--- Record excerpts ---

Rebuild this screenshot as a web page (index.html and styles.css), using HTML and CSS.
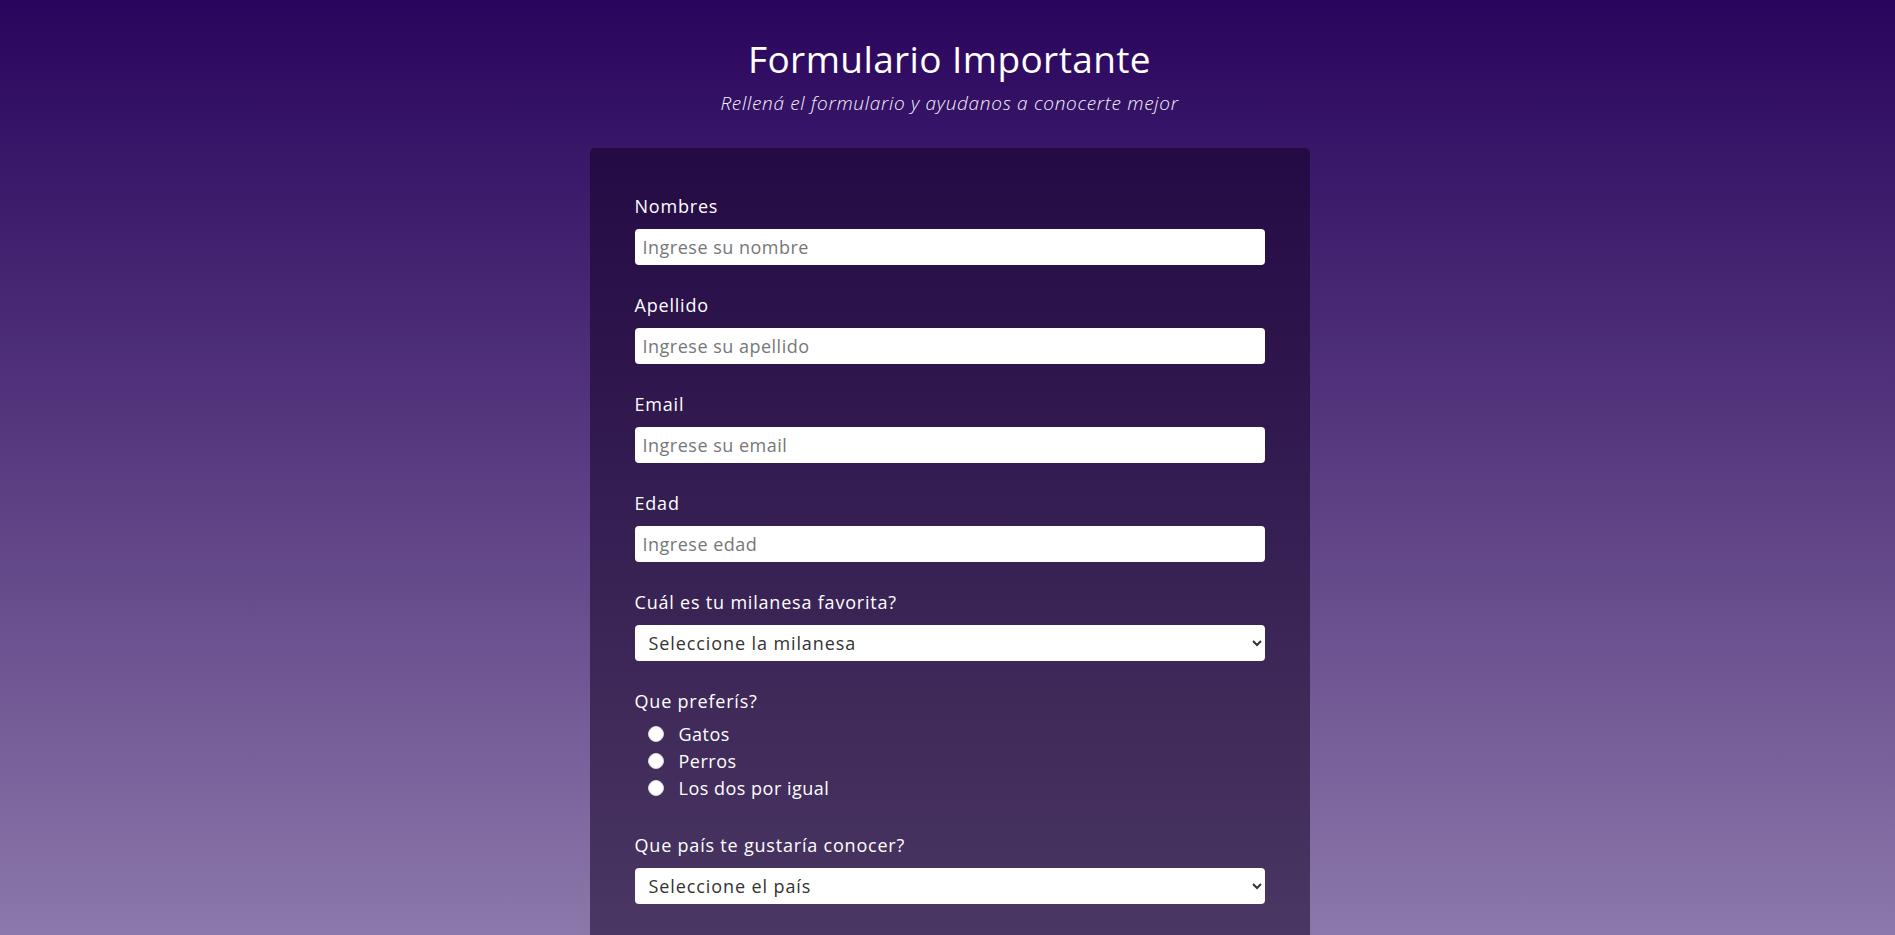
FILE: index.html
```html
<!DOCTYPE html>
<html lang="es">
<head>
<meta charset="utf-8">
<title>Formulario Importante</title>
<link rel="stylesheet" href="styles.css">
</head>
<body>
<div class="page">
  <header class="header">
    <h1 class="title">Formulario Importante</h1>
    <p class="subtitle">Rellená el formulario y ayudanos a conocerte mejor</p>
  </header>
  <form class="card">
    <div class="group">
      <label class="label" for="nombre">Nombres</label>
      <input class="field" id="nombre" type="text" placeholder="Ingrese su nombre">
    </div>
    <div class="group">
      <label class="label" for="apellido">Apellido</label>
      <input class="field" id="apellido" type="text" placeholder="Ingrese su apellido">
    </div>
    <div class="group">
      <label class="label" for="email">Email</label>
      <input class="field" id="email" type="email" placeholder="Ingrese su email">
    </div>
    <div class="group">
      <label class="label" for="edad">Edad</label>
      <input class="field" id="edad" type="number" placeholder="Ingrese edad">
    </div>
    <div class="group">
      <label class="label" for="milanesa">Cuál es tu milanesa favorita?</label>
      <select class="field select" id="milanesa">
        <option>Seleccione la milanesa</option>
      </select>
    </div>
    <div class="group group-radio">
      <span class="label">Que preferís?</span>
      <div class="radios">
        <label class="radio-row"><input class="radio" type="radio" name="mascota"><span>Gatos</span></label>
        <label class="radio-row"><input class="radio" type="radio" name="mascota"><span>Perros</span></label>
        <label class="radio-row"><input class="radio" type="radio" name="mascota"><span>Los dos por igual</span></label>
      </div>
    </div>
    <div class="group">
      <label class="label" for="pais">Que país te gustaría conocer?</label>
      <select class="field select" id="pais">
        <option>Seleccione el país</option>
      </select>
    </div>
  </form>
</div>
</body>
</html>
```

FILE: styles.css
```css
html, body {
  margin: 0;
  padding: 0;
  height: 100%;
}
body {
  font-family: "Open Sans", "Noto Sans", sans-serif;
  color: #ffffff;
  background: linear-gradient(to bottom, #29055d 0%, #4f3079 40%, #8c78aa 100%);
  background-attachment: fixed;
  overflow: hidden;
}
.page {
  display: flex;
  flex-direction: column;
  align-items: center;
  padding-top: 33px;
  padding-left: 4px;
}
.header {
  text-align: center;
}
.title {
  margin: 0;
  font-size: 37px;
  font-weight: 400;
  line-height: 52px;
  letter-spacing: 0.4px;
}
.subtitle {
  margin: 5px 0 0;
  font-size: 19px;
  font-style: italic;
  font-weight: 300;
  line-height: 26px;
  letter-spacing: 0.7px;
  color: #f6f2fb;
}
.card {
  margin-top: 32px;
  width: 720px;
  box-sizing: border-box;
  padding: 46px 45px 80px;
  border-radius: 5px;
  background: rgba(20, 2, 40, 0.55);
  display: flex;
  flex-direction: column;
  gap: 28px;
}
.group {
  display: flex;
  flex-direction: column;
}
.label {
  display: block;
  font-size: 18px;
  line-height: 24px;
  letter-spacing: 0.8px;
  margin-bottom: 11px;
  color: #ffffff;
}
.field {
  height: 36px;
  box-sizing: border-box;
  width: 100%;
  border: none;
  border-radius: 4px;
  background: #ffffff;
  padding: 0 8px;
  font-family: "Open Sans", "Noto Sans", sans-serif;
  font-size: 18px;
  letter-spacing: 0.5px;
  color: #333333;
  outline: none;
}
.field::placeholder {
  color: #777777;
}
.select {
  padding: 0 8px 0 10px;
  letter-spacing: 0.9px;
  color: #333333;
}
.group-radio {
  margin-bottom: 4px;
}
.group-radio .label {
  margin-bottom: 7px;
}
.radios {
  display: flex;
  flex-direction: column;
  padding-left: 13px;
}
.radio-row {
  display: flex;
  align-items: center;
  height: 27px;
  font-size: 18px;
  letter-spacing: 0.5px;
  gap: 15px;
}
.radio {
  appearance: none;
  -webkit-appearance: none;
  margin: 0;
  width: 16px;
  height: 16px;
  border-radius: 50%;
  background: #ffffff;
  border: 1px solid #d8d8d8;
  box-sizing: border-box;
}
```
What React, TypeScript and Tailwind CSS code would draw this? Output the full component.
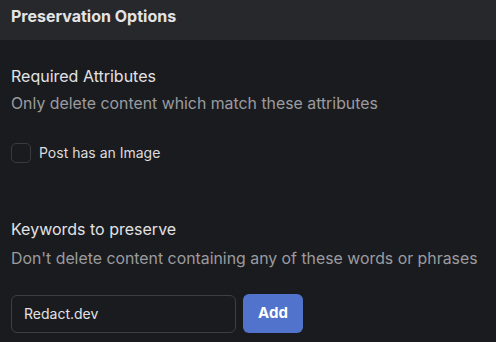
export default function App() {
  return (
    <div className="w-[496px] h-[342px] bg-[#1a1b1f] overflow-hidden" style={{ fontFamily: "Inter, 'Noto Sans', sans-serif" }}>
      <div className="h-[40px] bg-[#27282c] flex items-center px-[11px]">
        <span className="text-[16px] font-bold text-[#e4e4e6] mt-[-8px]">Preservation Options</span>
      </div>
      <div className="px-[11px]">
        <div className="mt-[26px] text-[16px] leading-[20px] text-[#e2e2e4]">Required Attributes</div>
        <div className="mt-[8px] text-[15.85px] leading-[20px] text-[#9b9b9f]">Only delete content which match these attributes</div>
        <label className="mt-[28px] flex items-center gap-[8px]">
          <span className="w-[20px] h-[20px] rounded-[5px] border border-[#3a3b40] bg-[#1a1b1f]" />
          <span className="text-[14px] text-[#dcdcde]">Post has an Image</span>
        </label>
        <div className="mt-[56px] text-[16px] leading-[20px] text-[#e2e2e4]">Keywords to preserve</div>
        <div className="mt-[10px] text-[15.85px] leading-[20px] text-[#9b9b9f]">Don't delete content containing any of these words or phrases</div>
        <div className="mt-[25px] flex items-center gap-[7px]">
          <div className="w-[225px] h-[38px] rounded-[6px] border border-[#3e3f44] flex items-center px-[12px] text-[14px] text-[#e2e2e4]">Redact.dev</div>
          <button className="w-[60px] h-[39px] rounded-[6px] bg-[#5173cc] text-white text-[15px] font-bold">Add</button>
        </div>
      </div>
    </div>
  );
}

---

#### [Job]
Reproduce each line exactly as it appears, omitting the pictures.

#### [Final result]
Rebuild this screenshot as a web page (index.html and styles.css), using HTML and CSS.
FILE: index.html
```html
<!DOCTYPE html>
<html lang="es">
<head>
<meta charset="utf-8">
<title>Formulario Importante</title>
<link rel="stylesheet" href="styles.css">
</head>
<body>
<div class="page">
  <header class="header">
    <h1 class="title">Formulario Importante</h1>
    <p class="subtitle">Rellená el formulario y ayudanos a conocerte mejor</p>
  </header>
  <form class="card">
    <div class="group">
      <label class="label" for="nombre">Nombres</label>
      <input class="field" id="nombre" type="text" placeholder="Ingrese su nombre">
    </div>
    <div class="group">
      <label class="label" for="apellido">Apellido</label>
      <input class="field" id="apellido" type="text" placeholder="Ingrese su apellido">
    </div>
    <div class="group">
      <label class="label" for="email">Email</label>
      <input class="field" id="email" type="email" placeholder="Ingrese su email">
    </div>
    <div class="group">
      <label class="label" for="edad">Edad</label>
      <input class="field" id="edad" type="number" placeholder="Ingrese edad">
    </div>
    <div class="group">
      <label class="label" for="milanesa">Cuál es tu milanesa favorita?</label>
      <select class="field select" id="milanesa">
        <option>Seleccione la milanesa</option>
      </select>
    </div>
    <div class="group group-radio">
      <span class="label">Que preferís?</span>
      <div class="radios">
        <label class="radio-row"><input class="radio" type="radio" name="mascota"><span>Gatos</span></label>
        <label class="radio-row"><input class="radio" type="radio" name="mascota"><span>Perros</span></label>
        <label class="radio-row"><input class="radio" type="radio" name="mascota"><span>Los dos por igual</span></label>
      </div>
    </div>
    <div class="group">
      <label class="label" for="pais">Que país te gustaría conocer?</label>
      <select class="field select" id="pais">
        <option>Seleccione el país</option>
      </select>
    </div>
  </form>
</div>
</body>
</html>
```

FILE: styles.css
```css
html, body {
  margin: 0;
  padding: 0;
  height: 100%;
}
body {
  font-family: "Open Sans", "Noto Sans", sans-serif;
  color: #ffffff;
  background: linear-gradient(to bottom, #29055d 0%, #4f3079 40%, #8c78aa 100%);
  background-attachment: fixed;
  overflow: hidden;
}
.page {
  display: flex;
  flex-direction: column;
  align-items: center;
  padding-top: 33px;
  padding-left: 4px;
}
.header {
  text-align: center;
}
.title {
  margin: 0;
  font-size: 37px;
  font-weight: 400;
  line-height: 52px;
  letter-spacing: 0.4px;
}
.subtitle {
  margin: 5px 0 0;
  font-size: 19px;
  font-style: italic;
  font-weight: 300;
  line-height: 26px;
  letter-spacing: 0.7px;
  color: #f6f2fb;
}
.card {
  margin-top: 32px;
  width: 720px;
  box-sizing: border-box;
  padding: 46px 45px 80px;
  border-radius: 5px;
  background: rgba(20, 2, 40, 0.55);
  display: flex;
  flex-direction: column;
  gap: 28px;
}
.group {
  display: flex;
  flex-direction: column;
}
.label {
  display: block;
  font-size: 18px;
  line-height: 24px;
  letter-spacing: 0.8px;
  margin-bottom: 11px;
  color: #ffffff;
}
.field {
  height: 36px;
  box-sizing: border-box;
  width: 100%;
  border: none;
  border-radius: 4px;
  background: #ffffff;
  padding: 0 8px;
  font-family: "Open Sans", "Noto Sans", sans-serif;
  font-size: 18px;
  letter-spacing: 0.5px;
  color: #333333;
  outline: none;
}
.field::placeholder {
  color: #777777;
}
.select {
  padding: 0 8px 0 10px;
  letter-spacing: 0.9px;
  color: #333333;
}
.group-radio {
  margin-bottom: 4px;
}
.group-radio .label {
  margin-bottom: 7px;
}
.radios {
  display: flex;
  flex-direction: column;
  padding-left: 13px;
}
.radio-row {
  display: flex;
  align-items: center;
  height: 27px;
  font-size: 18px;
  letter-spacing: 0.5px;
  gap: 15px;
}
.radio {
  appearance: none;
  -webkit-appearance: none;
  margin: 0;
  width: 16px;
  height: 16px;
  border-radius: 50%;
  background: #ffffff;
  border: 1px solid #d8d8d8;
  box-sizing: border-box;
}
```
What React, TypeScript and Tailwind CSS code would draw this? Output the full component.
export default function App() {
  return (
    <div className="w-[496px] h-[342px] bg-[#1a1b1f] overflow-hidden" style={{ fontFamily: "Inter, 'Noto Sans', sans-serif" }}>
      <div className="h-[40px] bg-[#27282c] flex items-center px-[11px]">
        <span className="text-[16px] font-bold text-[#e4e4e6] mt-[-8px]">Preservation Options</span>
      </div>
      <div className="px-[11px]">
        <div className="mt-[26px] text-[16px] leading-[20px] text-[#e2e2e4]">Required Attributes</div>
        <div className="mt-[8px] text-[15.85px] leading-[20px] text-[#9b9b9f]">Only delete content which match these attributes</div>
        <label className="mt-[28px] flex items-center gap-[8px]">
          <span className="w-[20px] h-[20px] rounded-[5px] border border-[#3a3b40] bg-[#1a1b1f]" />
          <span className="text-[14px] text-[#dcdcde]">Post has an Image</span>
        </label>
        <div className="mt-[56px] text-[16px] leading-[20px] text-[#e2e2e4]">Keywords to preserve</div>
        <div className="mt-[10px] text-[15.85px] leading-[20px] text-[#9b9b9f]">Don't delete content containing any of these words or phrases</div>
        <div className="mt-[25px] flex items-center gap-[7px]">
          <div className="w-[225px] h-[38px] rounded-[6px] border border-[#3e3f44] flex items-center px-[12px] text-[14px] text-[#e2e2e4]">Redact.dev</div>
          <button className="w-[60px] h-[39px] rounded-[6px] bg-[#5173cc] text-white text-[15px] font-bold">Add</button>
        </div>
      </div>
    </div>
  );
}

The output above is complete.